People with advantages are loath to believe that they just happen to be people with advantages. (C. Wright Mills, 1956)

Privileged people born into rich families, like Tony Blair, David Cameron and Boris Johnson, love to gush about meritocracy, ‘aspiration’ and hard work so as to distract attention from their privilege. Margaret Thatcher loved to play up her humble grocer’s daughter origins, while keeping silent on the benefits of marrying a millionaire ex-public school boy who funded her training as a barrister and bought two houses for them, one of them in Chelsea.

When people think about markets, they usually focus on individual transactions and contracts, ignoring the social context and the history of the situation, or who is doing the transactions; and they usually focus on markets for products, not job markets. There are just buyers and sellers of apples or oranges, who freely agree to contract with one another; if they can agree on a price, the buyer hands over the money for the goods. They’re free adults freely exchanging, and so it looks like a level playing field. Even if the seller is richer than the buyer, that hardly seems relevant to understanding how markets work. And what’s true of the market for apples and oranges must be true of all markets, mustn’t it? Economics textbooks invariably start with such stories.
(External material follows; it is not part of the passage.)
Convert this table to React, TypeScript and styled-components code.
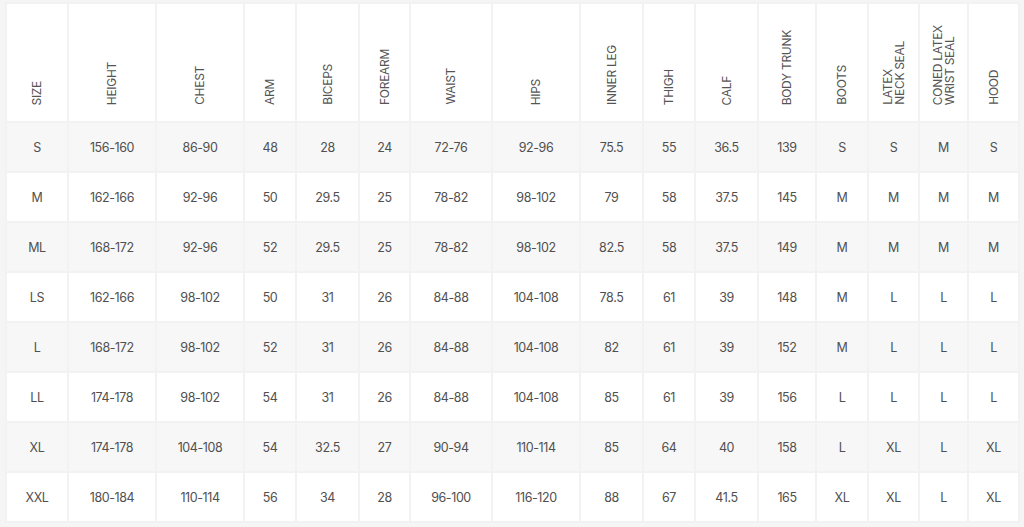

But if it’s a job market, this picture is likely to be seriously misleading. As we’ve already seen, young jobseekers enter the labour market already unequal, as an indirect result of the effects of the unequal division of labour on their parents. The two most important facts in sociology are, first, that we are all profoundly shaped by our social environments, and second, that we don’t get to choose our parents or the environment in which our early, most formative years are spent.

To be sure, some children will do better or worse than their parents, perhaps because they are more or less able or motivated than them. Some will be luckier in relation to the local educational system and labour market they encounter: some will grow up in major cities with diverse job opportunities, some in small towns with a limited and declining range of jobs.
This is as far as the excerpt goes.